▸ **Problem statement**
Make an exact copy of the data below, leaving out every picture.

▸ **Source data**
***

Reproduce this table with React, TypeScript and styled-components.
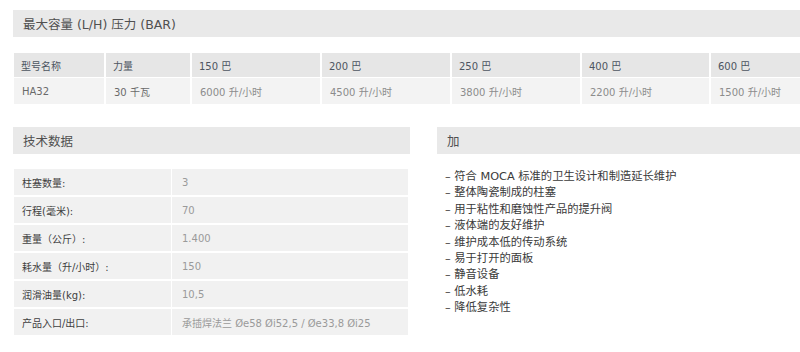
import { Fragment } from "react";
import styled, { createGlobalStyle } from "styled-components";

const GlobalStyle = createGlobalStyle`
  html, body {
    margin: 0;
    padding: 0;
    background: #ffffff;
    overflow: hidden;
  }
  body {
    font-family: "DejaVu Sans", "Noto Sans CJK SC", sans-serif;
    color: #444;
  }
`;

const Page = styled.div`
  width: 800px;
  padding: 10px 0 0 13px;
  box-sizing: border-box;
  display: flex;
  flex-direction: column;
`;

const SectionTitle = styled.div`
  background: #e9e9e9;
  height: 27px;
  display: flex;
  align-items: center;
  padding-left: 10px;
  font-size: 12.5px;
  color: #505050;
`;

const PressureGrid = styled.div`
  margin: 16px 0 0 1px;
  display: grid;
  grid-template-columns: 90px 84px 128px 128px 128px 127px 1fr;
  column-gap: 2px;
  row-gap: 1px;
  font-size: 10px;
`;

const HeadCell = styled.div`
  background: #e6e6e6;
  color: #4d5561;
  height: 24px;
  display: flex;
  align-items: center;
  padding-left: 7px;
  white-space: nowrap;
`;

const DataCell = styled.div<{ $muted?: boolean }>`
  background: #f3f3f3;
  color: ${({ $muted }) => ($muted ? "#8c8c8c" : "#6a6a6a")};
  height: 26px;
  display: flex;
  align-items: center;
  padding-left: 8px;
  white-space: nowrap;
`;

const Columns = styled.div`
  display: flex;
  gap: 27px;
  margin-top: 23px;
`;

const LeftColumn = styled.div`
  width: 397px;
  display: flex;
  flex-direction: column;
`;

const RightColumn = styled.div`
  flex: 1;
  display: flex;
  flex-direction: column;
`;

const SpecGrid = styled.div`
  margin: 15px 2px 0 1px;
  display: grid;
  grid-template-columns: 157px 1fr;
  column-gap: 1px;
  row-gap: 2px;
  font-size: 10px;
`;

const SpecLabel = styled.div`
  background: #f1f1f1;
  color: #404040;
  height: 26px;
  display: flex;
  align-items: center;
  padding-left: 8px;
  white-space: nowrap;
`;

const SpecValue = styled.div`
  background: #f1f1f1;
  color: #9a9a9a;
  height: 26px;
  display: flex;
  align-items: center;
  padding-left: 10px;
  white-space: nowrap;
`;

const FeatureList = styled.ul`
  list-style: none;
  margin: 15px 0 0;
  padding: 0 0 0 8px;
  font-size: 11.3px;
  line-height: 16.4px;
  color: #3a3a3a;
`;

const Feature = styled.li`
  white-space: nowrap;
`;

const pressures = [
  { bar: "150 巴", flow: "6000 升/小时" },
  { bar: "200 巴", flow: "4500 升/小时" },
  { bar: "250 巴", flow: "3800 升/小时" },
  { bar: "400 巴", flow: "2200 升/小时" },
  { bar: "600 巴", flow: "1500 升/小时" },
];

const specs = [
  ["柱塞数量:", "3"],
  ["行程(毫米):", "70"],
  ["重量（公斤）:", "1.400"],
  ["耗水量（升/小时）:", "150"],
  ["润滑油量(kg):", "10,5"],
  ["产品入口/出口:", "承插焊法兰 Øe58 Øi52,5 / Øe33,8 Øi25"],
];

const features = [
  "符合 MOCA 标准的卫生设计和制造延长维护",
  "整体陶瓷制成的柱塞",
  "用于粘性和磨蚀性产品的提升阀",
  "液体端的友好维护",
  "维护成本低的传动系统",
  "易于打开的面板",
  "静音设备",
  "低水耗",
  "降低复杂性",
];

const App = () => {
  return (
    <Page>
      <GlobalStyle />
      <SectionTitle>最大容量 (L/H) 压力 (BAR)</SectionTitle>
      <PressureGrid>
        <HeadCell>型号名称</HeadCell>
        <HeadCell>力量</HeadCell>
        {pressures.map((p) => (
          <HeadCell key={p.bar}>{p.bar}</HeadCell>
        ))}
        <DataCell>HA32</DataCell>
        <DataCell>30 千瓦</DataCell>
        {pressures.map((p) => (
          <DataCell key={p.flow} $muted>
            {p.flow}
          </DataCell>
        ))}
      </PressureGrid>
      <Columns>
        <LeftColumn>
          <SectionTitle>技术数据</SectionTitle>
          <SpecGrid>
            {specs.map(([label, value]) => (
              <Fragment key={label}>
                <SpecLabel>{label}</SpecLabel>
                <SpecValue>{value}</SpecValue>
              </Fragment>
            ))}
          </SpecGrid>
        </LeftColumn>
        <RightColumn>
          <SectionTitle>加</SectionTitle>
          <FeatureList>
            {features.map((f) => (
              <Feature key={f}>– {f}</Feature>
            ))}
          </FeatureList>
        </RightColumn>
      </Columns>
    </Page>
  );
};

export default App;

***

▸ **Final result**
Reproduce this table with React, TypeScript and styled-components.
import { Fragment } from "react";
import styled, { createGlobalStyle } from "styled-components";

const GlobalStyle = createGlobalStyle`
  html, body {
    margin: 0;
    padding: 0;
    background: #ffffff;
    overflow: hidden;
  }
  body {
    font-family: "DejaVu Sans", "Noto Sans CJK SC", sans-serif;
    color: #444;
  }
`;

const Page = styled.div`
  width: 800px;
  padding: 10px 0 0 13px;
  box-sizing: border-box;
  display: flex;
  flex-direction: column;
`;

const SectionTitle = styled.div`
  background: #e9e9e9;
  height: 27px;
  display: flex;
  align-items: center;
  padding-left: 10px;
  font-size: 12.5px;
  color: #505050;
`;

const PressureGrid = styled.div`
  margin: 16px 0 0 1px;
  display: grid;
  grid-template-columns: 90px 84px 128px 128px 128px 127px 1fr;
  column-gap: 2px;
  row-gap: 1px;
  font-size: 10px;
`;

const HeadCell = styled.div`
  background: #e6e6e6;
  color: #4d5561;
  height: 24px;
  display: flex;
  align-items: center;
  padding-left: 7px;
  white-space: nowrap;
`;

const DataCell = styled.div<{ $muted?: boolean }>`
  background: #f3f3f3;
  color: ${({ $muted }) => ($muted ? "#8c8c8c" : "#6a6a6a")};
  height: 26px;
  display: flex;
  align-items: center;
  padding-left: 8px;
  white-space: nowrap;
`;

const Columns = styled.div`
  display: flex;
  gap: 27px;
  margin-top: 23px;
`;

const LeftColumn = styled.div`
  width: 397px;
  display: flex;
  flex-direction: column;
`;

const RightColumn = styled.div`
  flex: 1;
  display: flex;
  flex-direction: column;
`;

const SpecGrid = styled.div`
  margin: 15px 2px 0 1px;
  display: grid;
  grid-template-columns: 157px 1fr;
  column-gap: 1px;
  row-gap: 2px;
  font-size: 10px;
`;

const SpecLabel = styled.div`
  background: #f1f1f1;
  color: #404040;
  height: 26px;
  display: flex;
  align-items: center;
  padding-left: 8px;
  white-space: nowrap;
`;

const SpecValue = styled.div`
  background: #f1f1f1;
  color: #9a9a9a;
  height: 26px;
  display: flex;
  align-items: center;
  padding-left: 10px;
  white-space: nowrap;
`;

const FeatureList = styled.ul`
  list-style: none;
  margin: 15px 0 0;
  padding: 0 0 0 8px;
  font-size: 11.3px;
  line-height: 16.4px;
  color: #3a3a3a;
`;

const Feature = styled.li`
  white-space: nowrap;
`;

const pressures = [
  { bar: "150 巴", flow: "6000 升/小时" },
  { bar: "200 巴", flow: "4500 升/小时" },
  { bar: "250 巴", flow: "3800 升/小时" },
  { bar: "400 巴", flow: "2200 升/小时" },
  { bar: "600 巴", flow: "1500 升/小时" },
];

const specs = [
  ["柱塞数量:", "3"],
  ["行程(毫米):", "70"],
  ["重量（公斤）:", "1.400"],
  ["耗水量（升/小时）:", "150"],
  ["润滑油量(kg):", "10,5"],
  ["产品入口/出口:", "承插焊法兰 Øe58 Øi52,5 / Øe33,8 Øi25"],
];

const features = [
  "符合 MOCA 标准的卫生设计和制造延长维护",
  "整体陶瓷制成的柱塞",
  "用于粘性和磨蚀性产品的提升阀",
  "液体端的友好维护",
  "维护成本低的传动系统",
  "易于打开的面板",
  "静音设备",
  "低水耗",
  "降低复杂性",
];

const App = () => {
  return (
    <Page>
      <GlobalStyle />
      <SectionTitle>最大容量 (L/H) 压力 (BAR)</SectionTitle>
      <PressureGrid>
        <HeadCell>型号名称</HeadCell>
        <HeadCell>力量</HeadCell>
        {pressures.map((p) => (
          <HeadCell key={p.bar}>{p.bar}</HeadCell>
        ))}
        <DataCell>HA32</DataCell>
        <DataCell>30 千瓦</DataCell>
        {pressures.map((p) => (
          <DataCell key={p.flow} $muted>
            {p.flow}
          </DataCell>
        ))}
      </PressureGrid>
      <Columns>
        <LeftColumn>
          <SectionTitle>技术数据</SectionTitle>
          <SpecGrid>
            {specs.map(([label, value]) => (
              <Fragment key={label}>
                <SpecLabel>{label}</SpecLabel>
                <SpecValue>{value}</SpecValue>
              </Fragment>
            ))}
          </SpecGrid>
        </LeftColumn>
        <RightColumn>
          <SectionTitle>加</SectionTitle>
          <FeatureList>
            {features.map((f) => (
              <Feature key={f}>– {f}</Feature>
            ))}
          </FeatureList>
        </RightColumn>
      </Columns>
    </Page>
  );
};

export default App;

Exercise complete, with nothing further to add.